▸ GIVEN REQUEST
Show all lines holding "React".

▸ MATERIAL PROVIDED
============================================================

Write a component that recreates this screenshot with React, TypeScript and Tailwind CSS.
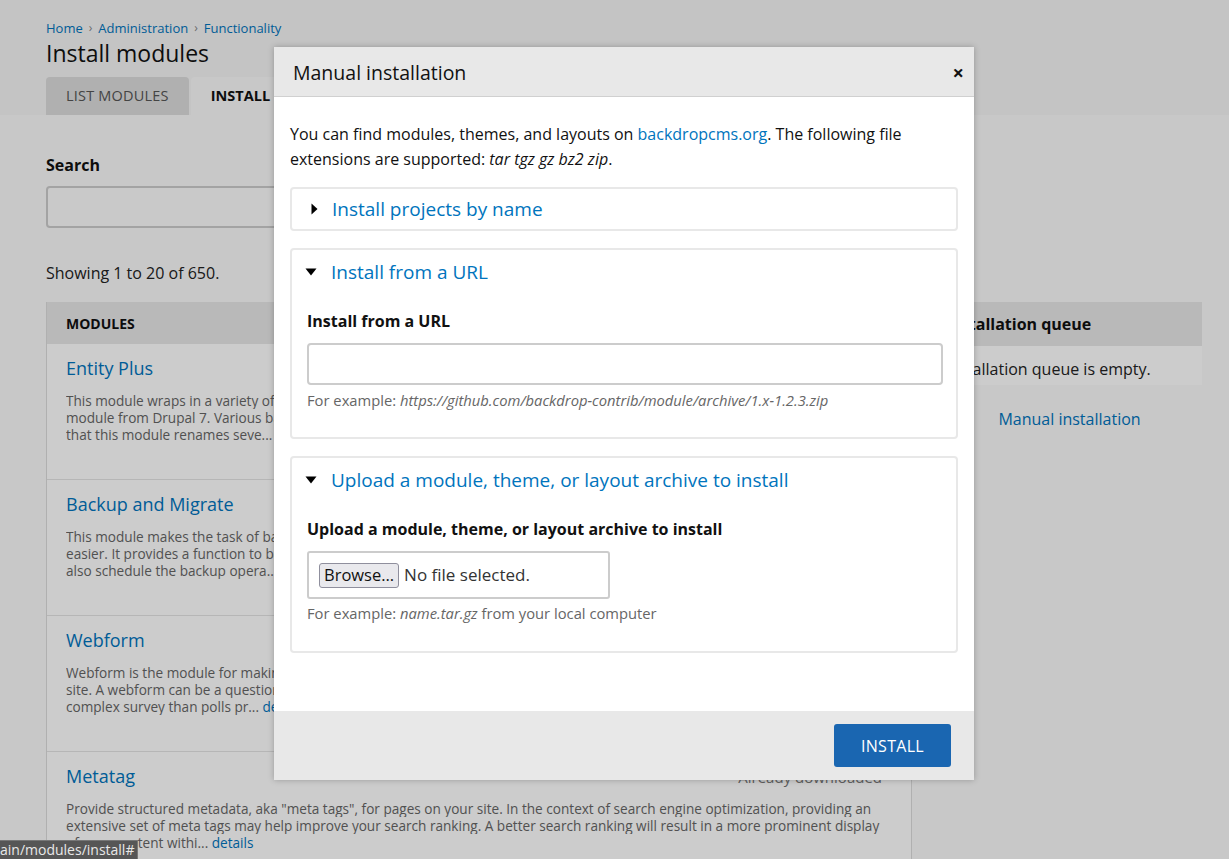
import React from "react";

const font = { fontFamily: '"Open Sans", "Noto Sans", sans-serif' };

function Caret({ open }: { open: boolean }) {
  return open ? (
    <svg width="12" height="8" viewBox="0 0 12 8" className="mr-[14px] shrink-0">
      <path d="M0.5 0.5 L11.5 0.5 L6 7.5 Z" fill="#000" />
    </svg>
  ) : (
    <svg width="7" height="12" viewBox="0 0 7 12" className="mr-[14px] ml-[2px] shrink-0">
      <path d="M0.5 0.5 L6.5 6 L0.5 11.5 Z" fill="#000" />
    </svg>
  );
}

function ModuleRow({ title, lines, showStatus, last }: { title: string; lines: React.ReactNode[]; showStatus?: boolean; last?: boolean }) {
  return (
    <div className={`bg-white px-[19px] pt-[13px] h-[136px] ${last ? "" : "border-b border-[#e4e4e4]"}`}>
      <div className="flex justify-between items-center h-[22px]">
        <div className="text-[18px] leading-[22px] text-[#0074bd]">{title}</div>
        {showStatus && <div className="text-[15px] text-[#777] pr-[10px] pt-[3px]">Already downloaded</div>}
      </div>
      <div className="mt-[13px] text-[13.6px] leading-[17px] text-[#666]">
        {lines.map((l, i) => (
          <div key={i} className="whitespace-nowrap overflow-hidden">
            {l}
          </div>
        ))}
      </div>
    </div>
  );
}

export default function App() {
  return (
    <div className="relative w-[1229px] h-[859px] overflow-hidden bg-[#fafafa]" style={font}>
      {/* Header */}
      <div className="bg-[#f5f5f5] px-[46px] pt-[20px]">
        <div className="flex items-center text-[13px] leading-[16px] text-[#0074bd]">
          <span>Home</span>
          <span className="mx-[6px] text-[#888] text-[12px]">›</span>
          <span>Administration</span>
          <span className="mx-[6px] text-[#888] text-[12px]">›</span>
          <span>Functionality</span>
        </div>
        <h1 className="text-[23px] leading-[30px] text-[#111] mt-[2px]">Install modules</h1>
        <div className="flex mt-[9px] h-[38px]">
          <div className="bg-[#dcdcdc] rounded-t-[4px] px-[20px] flex items-center text-[14.5px] text-[#555] tracking-[0.2px]">
            LIST MODULES
          </div>
          <div className="bg-[#fafafa] rounded-t-[4px] ml-[2px] px-[20px] flex items-center text-[14.5px] font-bold text-[#111] w-[200px]">
            INSTALL
          </div>
        </div>
      </div>

      {/* Main */}
      <div className="pl-[46px] pr-[27px] pt-[39px]">
        <div className="text-[16px] font-bold text-[#111] leading-[22px]">Search</div>
        <div className="mt-[10px] h-[42px] w-[866px] border-2 border-[#ccc] rounded-[4px] bg-[#fcfcfc]" />
        <div className="mt-[34px] text-[16px] text-[#222] leading-[22px]">Showing 1 to 20 of 650.</div>
        <div className="flex mt-[18px] items-start">
          <div className="w-[866px] shrink-0 border-x border-[#ddd]">
            <div className="bg-[#e8e8e8] h-[42px] flex items-center px-[19px] text-[14px] font-bold text-[#111]">MODULES</div>
            <ModuleRow
              title="Entity Plus"
              lines={[
                "This module wraps in a variety of entity-related APIs and improvements that were provided by the contributed Entity API",
                "module from Drupal 7. Various backdrop core entity functions are extended or replaced. Note",
                "that this module renames seve... details",
              ]}
            />
            <ModuleRow
              title="Backup and Migrate"
              lines={[
                "This module makes the task of backing up your Backdrop database, code, and files or migrating data from one site to another",
                "easier. It provides a function to backup the entire database to file or download, and to restore from a previous backup. You can",
                "also schedule the backup opera... details",
              ]}
            />
            <ModuleRow
              title="Webform"
              lines={[
                "Webform is the module for making forms and surveys in Backdrop. After a submission customization, a notification may be sent to users on your",
                "site. A webform can be a questionnaire, contact or request form. Webform is more suited for creating a",
                <>
                  complex survey than polls pr... <span className="text-[#0074bd]">details</span>
                </>,
              ]}
            />
            <ModuleRow
              title="Metatag"
              last
              showStatus
              lines={[
                'Provide structured metadata, aka "meta tags", for pages on your site. In the context of search engine optimization, providing an',
                "extensive set of meta tags may help improve your search ranking. A better search ranking will result in a more prominent display",
                <>
                  of your content withi... <span className="text-[#0074bd]">details</span>
                </>,
              ]}
            />
          </div>
          <div className="ml-[13px] flex-1">
            <div className="bg-[#e8e8e8] h-[44px] flex items-center px-[20px] text-[16px] font-bold text-[#111]">Installation queue</div>
            <div className="bg-white h-[39px] flex items-center pt-[6px] px-[20px] text-[16px] text-[#222]">Installation queue is empty.</div>
            <div className="mt-[22px] text-center text-[16px] text-[#0074bd] pl-[12px]">Manual installation</div>
          </div>
        </div>
      </div>

      {/* Overlay */}
      <div className="absolute inset-0 bg-black/20" />

      {/* Modal */}
      <div className="absolute left-[274px] top-[47px] w-[700px] h-[733px] bg-white flex flex-col shadow-[0_0_6px_rgba(0,0,0,0.25)]">
        <div className="h-[50px] bg-[#e8e8e8] border-b border-[#d0d0d0] flex items-center justify-between pl-[19px] pr-[10px] pt-[3px]">
          <span className="text-[19.5px] text-[#111]">Manual installation</span>
          <span className="text-[20px] font-bold text-[#111] leading-none">×</span>
        </div>
        <div className="flex-1 px-[16px] pt-[25px]">
          <p className="text-[16px] leading-[25px] text-[#111]">
            You can find modules, themes, and layouts on <span className="text-[#0074bd]">backdropcms.org</span>. The following file
            extensions are supported: <em>tar tgz gz bz2 zip</em>.
          </p>
          <div className="mt-[15px] h-[44px] border-2 border-[#e8e8e8] rounded-[4px] flex items-center pl-[17px]">
            <Caret open={false} />
            <span className="text-[19px] text-[#0074bd] leading-[24px]">Install projects by name</span>
          </div>
          <div className="mt-[17px] h-[191px] border-2 border-[#e8e8e8] rounded-[4px] pl-[13px] pr-[13px] pt-[10px]">
            <div className="flex items-center h-[24px]">
              <Caret open />
              <span className="text-[19px] text-[#0074bd] leading-[24px]">Install from a URL</span>
            </div>
            <div className="mt-[27px] pl-[2px] text-[16px] font-bold text-[#111] leading-[20px]">Install from a URL</div>
            <div className="mt-[12px] ml-[2px] h-[42px] border-2 border-[#ccc] rounded-[4px]" />
            <div className="mt-[6px] pl-[2px] text-[14.75px] text-[#666] leading-[18px]">
              For example: <em>https://github.com/backdrop-contrib/module/archive/1.x-1.2.3.zip</em>
            </div>
          </div>
          <div className="mt-[17px] h-[197px] border-2 border-[#e8e8e8] rounded-[4px] pl-[13px] pr-[13px] pt-[10px]">
            <div className="flex items-center h-[24px]">
              <Caret open />
              <span className="text-[19px] text-[#0074bd] leading-[24px]">Upload a module, theme, or layout archive to install</span>
            </div>
            <div className="mt-[27px] pl-[2px] text-[16px] font-bold text-[#111] leading-[20px]">Upload a module, theme, or layout archive to install</div>
            <div className="mt-[12px] ml-[2px] h-[48px] w-[303px] border-2 border-[#ccc] rounded-[3px] flex items-center pl-[10px]">
              <span className="h-[25px] px-[4px] flex items-center bg-[#e9e9ed] border border-[#8f8f9d] rounded-[3px] text-[16.5px] text-[#111]">
                Browse…
              </span>
              <span className="ml-[5px] text-[17px] text-[#333]">No file selected.</span>
            </div>
            <div className="mt-[5px] pl-[2px] text-[14.75px] text-[#666] leading-[18px]">
              For example: <em>name.tar.gz</em> from your local computer
            </div>
          </div>
        </div>
        <div className="h-[69px] bg-[#e8e8e8] flex items-center justify-end pr-[23px]">
          <div className="w-[117px] h-[43px] bg-[#1a66b1] rounded-[3px] flex items-center justify-center text-white text-[16px] tracking-[0.3px]">
            INSTALL
          </div>
        </div>
      </div>

      {/* Browser status bar */}
      <div className="absolute left-0 bottom-0 h-[19px] w-[138px] bg-[#565656] border-t border-r border-[#777] flex items-center text-[14px] text-[#e8e8e8] leading-none whitespace-nowrap overflow-hidden">
        ain/modules/install#
      </div>
    </div>
  );
}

============================================================

▸ SOLUTION TO THE EXERCISE
Write a component that recreates this screenshot with React, TypeScript and Tailwind CSS.
import React from "react";
function ModuleRow({ title, lines, showStatus, last }: { title: string; lines: React.ReactNode[]; showStatus?: boolean; last?: boolean }) {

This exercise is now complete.